Alexander S Bermange

Seabright Productions

Hope Mill Theatre, Manchester

July 2-6, 2024: 1 hr 15 mins


Julie Yammanee, Luke Harley, Jessi O’Donnell and Sev Keoshgerian in I Wish My Life Were Like a Musical. cr Geraint Lewis
Julie Yammanee, Luke Harley, Jessi O’Donnell and Sev Keoshgerian in I Wish My Life Were Like a Musical. All pics: Geraint Lewis

Banner showing a four star production

I Wish My Life Were Like a Musical started at the Edinburgh Fringe, and it’s good that creator Alexander S Bermange and director Matthew Parker’s show is still essentially the same: a small-scale, one-act revue packed with witty songs that tell you everything about the business of musicals.

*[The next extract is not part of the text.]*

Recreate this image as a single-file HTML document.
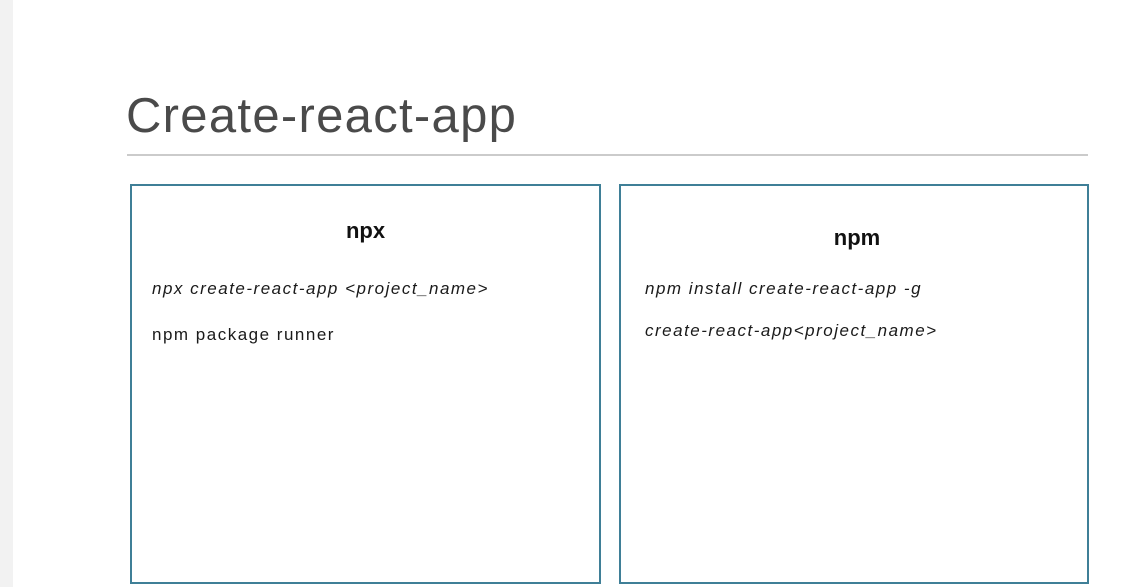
<!DOCTYPE html>
<html><head><style>
body{margin:0;width:1143px;height:587px;background:#fff;position:relative;overflow:hidden;font-family:"Liberation Sans",sans-serif;color:#111}
.strip{position:absolute;left:0;top:0;width:13px;height:587px;background:#f2f2f2}
.title{position:absolute;left:126px;top:86px;font-size:49px;color:#4a4a4a;letter-spacing:1.3px;line-height:60px;font-weight:normal}
.rule{position:absolute;left:127px;top:154px;width:961px;height:2px;background:#cbcbcb}
.box{position:absolute;top:184px;height:400px;border:2px solid #3f7f97;box-sizing:border-box}
.h{position:absolute;font-weight:bold;font-size:22px;width:100%;text-align:center}
.t{position:absolute;font-size:17px;letter-spacing:1.5px;white-space:nowrap;color:#1a1a1a}
i{font-style:italic}
</style></head><body>
<div class="strip"></div>
<div class="title">Create-react-app</div>
<div class="rule"></div>
<div class="box" style="left:130px;width:471px">
  <div class="h" style="top:32px">npx</div>
  <div class="t" style="left:20px;top:93px"><i>npx create-react-app &lt;project_name&gt;</i></div>
  <div class="t" style="left:20px;top:139px">npm package runner</div>
</div>
<div class="box" style="left:619px;width:470px">
  <div class="h" style="top:39px;padding-left:6px;box-sizing:border-box">npm</div>
  <div class="t" style="left:24px;top:93px"><i>npm install create-react-app -g</i></div>
  <div class="t" style="left:24px;top:135px"><i>create-react-app&lt;project_name&gt;</i></div>
</div>
</body></html>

The show has won award nominations and great reviews, and deservedly so. All it needs is a stage, a piano and four brilliant performers. Since much of the theme is the trials and tribulations of getting to be successful, they have to be top talent.

Luke Harley, Sev Keoshgerian (who was in last year’s Fringe production), Jessi O’Donnell and Julie Yammanee (also in the Fringe version) are just that. They take us through the vicissitudes of would-be stage stars: the ordeals of auditioning; the horrors of over-complicated dance routines and too little time to learn them; the desperation to get at least to cover a role, and the disappointment when you never have the chance to go on – and of course the starry-eyed idealism of the title song.

There are theatrical monsters, too: the hypochondriac who’s always asking for special remedies and special treatment; the soloist with big ideas, who still can’t sing in tune; the bit-part player who is longing to “truly perform”; the diva who has always to be centre-stage and hog the limelight, and the tribulations of getting into a slobbery kiss with someone you can’t stand.

Audiences don’t escape, either: super-fans in their own costumes, American theatre geeks ticking off their bucket lists in the West End, obsessives who see everything dozens of times over… and the real weirdos, who include drama critics pretending they’re above just enjoying a show.

There’s also a (very truthful) song about the times aspiring performers ask whether they should give up, with the feeling that they’ll be letting down the families who have sacrificed for them, and the teachers who have believed in them; that happens, too.

There may well yet be a temptation to big it up into something more lavish, with an interval and longer running time, in larger venues. I’m glad I have seen its original format – an intimate, funny, sentimental and fundamentally honest glimpse of reality behind the footlights.

If you love musicals, you’ll love this show. There are allusions and pastiches of hit song styles, and yet Bermange is constantly inventive and a real tunesmith in his own right. And it’s been a sell-out everywhere so far. It’s been to Liverpool, but this tour’s only northern venue is this one, so grab it if you can.